**Challenge:**
Leaving out the pictures, transcribe all of the records faithfully.

**Dataset records:**
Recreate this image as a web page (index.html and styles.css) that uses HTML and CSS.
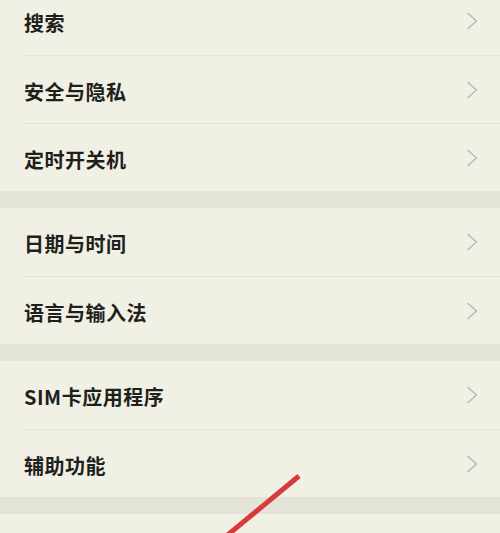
FILE: index.html
```html
<!DOCTYPE html>
<html lang="zh-CN">
<head>
<meta charset="utf-8">
<title>设置</title>
<link rel="stylesheet" href="styles.css">
</head>
<body>
<div class="page">
  <div class="group first">
    <div class="row"><span class="label">搜索</span><svg class="chev" viewBox="0 0 12 18"><polyline points="1.5,1 10.5,9 1.5,17"/></svg></div>
    <div class="row"><span class="label">安全与隐私</span><svg class="chev" viewBox="0 0 12 18"><polyline points="1.5,1 10.5,9 1.5,17"/></svg></div>
    <div class="row"><span class="label">定时开关机</span><svg class="chev" viewBox="0 0 12 18"><polyline points="1.5,1 10.5,9 1.5,17"/></svg></div>
  </div>
  <div class="band"></div>
  <div class="group">
    <div class="row"><span class="label">日期与时间</span><svg class="chev" viewBox="0 0 12 18"><polyline points="1.5,1 10.5,9 1.5,17"/></svg></div>
    <div class="row"><span class="label">语言与输入法</span><svg class="chev" viewBox="0 0 12 18"><polyline points="1.5,1 10.5,9 1.5,17"/></svg></div>
  </div>
  <div class="band"></div>
  <div class="group">
    <div class="row"><span class="label">SIM卡应用程序</span><svg class="chev" viewBox="0 0 12 18"><polyline points="1.5,1 10.5,9 1.5,17"/></svg></div>
    <div class="row"><span class="label">辅助功能</span><svg class="chev" viewBox="0 0 12 18"><polyline points="1.5,1 10.5,9 1.5,17"/></svg></div>
  </div>
  <div class="band"></div>
  <div class="group">
    <div class="row"></div>
  </div>
  <svg class="mark" viewBox="0 0 500 533" width="500" height="533"><line x1="299" y1="476" x2="224" y2="538"/></svg>
</div>
</body>
</html>
```

FILE: styles.css
```css
html, body {
  margin: 0;
  padding: 0;
  background: #f0f0e5;
}
body {
  width: 500px;
  height: 533px;
  overflow: hidden;
  font-family: "Noto Sans CJK SC", "Noto Sans", sans-serif;
}
.page {
  position: relative;
  width: 500px;
  height: 533px;
  overflow: hidden;
}
.group {
  background: #f0f0e5;
}
.group.first {
  margin-top: -13px;
}
.row {
  box-sizing: border-box;
  height: 68px;
  margin-left: 22px;
  padding: 0 22px 0 2px;
  display: flex;
  align-items: center;
  justify-content: space-between;
  border-top: 1px solid #e5e4d9;
}
.row:first-child {
  border-top: none;
}
.label {
  font-size: 20px;
  font-weight: 700;
  letter-spacing: 0.5px;
  color: #1f1f1c;
  padding-top: 3px;
}
.chev {
  width: 12px;
  height: 18px;
  fill: none;
  stroke: #b9b9b2;
  stroke-width: 1.4;
}
.band {
  height: 17px;
  background: #e4e3d8;
}
.mark {
  position: absolute;
  left: 0;
  top: 0;
  pointer-events: none;
}
.mark line {
  stroke: #d8393a;
  stroke-width: 5;
  stroke-linecap: butt;
}
```
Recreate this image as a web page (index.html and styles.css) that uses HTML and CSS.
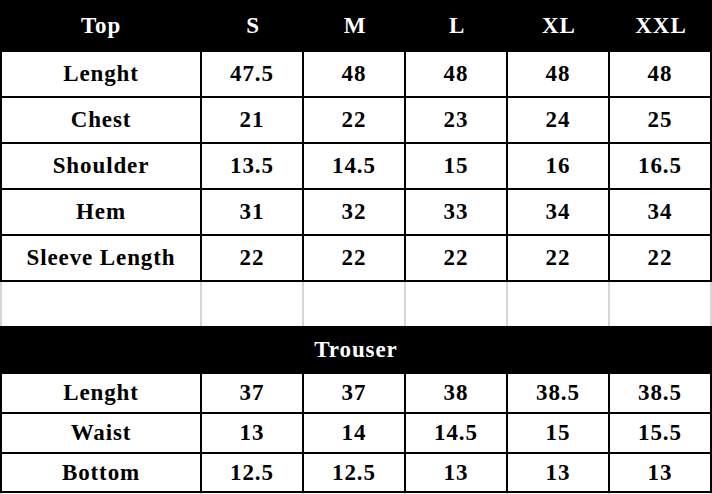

**Problem solution:**
Recreate this image as a web page (index.html and styles.css) that uses HTML and CSS.
FILE: index.html
```html
<!DOCTYPE html>
<html lang="zh-CN">
<head>
<meta charset="utf-8">
<title>设置</title>
<link rel="stylesheet" href="styles.css">
</head>
<body>
<div class="page">
  <div class="group first">
    <div class="row"><span class="label">搜索</span><svg class="chev" viewBox="0 0 12 18"><polyline points="1.5,1 10.5,9 1.5,17"/></svg></div>
    <div class="row"><span class="label">安全与隐私</span><svg class="chev" viewBox="0 0 12 18"><polyline points="1.5,1 10.5,9 1.5,17"/></svg></div>
    <div class="row"><span class="label">定时开关机</span><svg class="chev" viewBox="0 0 12 18"><polyline points="1.5,1 10.5,9 1.5,17"/></svg></div>
  </div>
  <div class="band"></div>
  <div class="group">
    <div class="row"><span class="label">日期与时间</span><svg class="chev" viewBox="0 0 12 18"><polyline points="1.5,1 10.5,9 1.5,17"/></svg></div>
    <div class="row"><span class="label">语言与输入法</span><svg class="chev" viewBox="0 0 12 18"><polyline points="1.5,1 10.5,9 1.5,17"/></svg></div>
  </div>
  <div class="band"></div>
  <div class="group">
    <div class="row"><span class="label">SIM卡应用程序</span><svg class="chev" viewBox="0 0 12 18"><polyline points="1.5,1 10.5,9 1.5,17"/></svg></div>
    <div class="row"><span class="label">辅助功能</span><svg class="chev" viewBox="0 0 12 18"><polyline points="1.5,1 10.5,9 1.5,17"/></svg></div>
  </div>
  <div class="band"></div>
  <div class="group">
    <div class="row"></div>
  </div>
  <svg class="mark" viewBox="0 0 500 533" width="500" height="533"><line x1="299" y1="476" x2="224" y2="538"/></svg>
</div>
</body>
</html>
```

FILE: styles.css
```css
html, body {
  margin: 0;
  padding: 0;
  background: #f0f0e5;
}
body {
  width: 500px;
  height: 533px;
  overflow: hidden;
  font-family: "Noto Sans CJK SC", "Noto Sans", sans-serif;
}
.page {
  position: relative;
  width: 500px;
  height: 533px;
  overflow: hidden;
}
.group {
  background: #f0f0e5;
}
.group.first {
  margin-top: -13px;
}
.row {
  box-sizing: border-box;
  height: 68px;
  margin-left: 22px;
  padding: 0 22px 0 2px;
  display: flex;
  align-items: center;
  justify-content: space-between;
  border-top: 1px solid #e5e4d9;
}
.row:first-child {
  border-top: none;
}
.label {
  font-size: 20px;
  font-weight: 700;
  letter-spacing: 0.5px;
  color: #1f1f1c;
  padding-top: 3px;
}
.chev {
  width: 12px;
  height: 18px;
  fill: none;
  stroke: #b9b9b2;
  stroke-width: 1.4;
}
.band {
  height: 17px;
  background: #e4e3d8;
}
.mark {
  position: absolute;
  left: 0;
  top: 0;
  pointer-events: none;
}
.mark line {
  stroke: #d8393a;
  stroke-width: 5;
  stroke-linecap: butt;
}
```
Recreate this image as a web page (index.html and styles.css) that uses HTML and CSS.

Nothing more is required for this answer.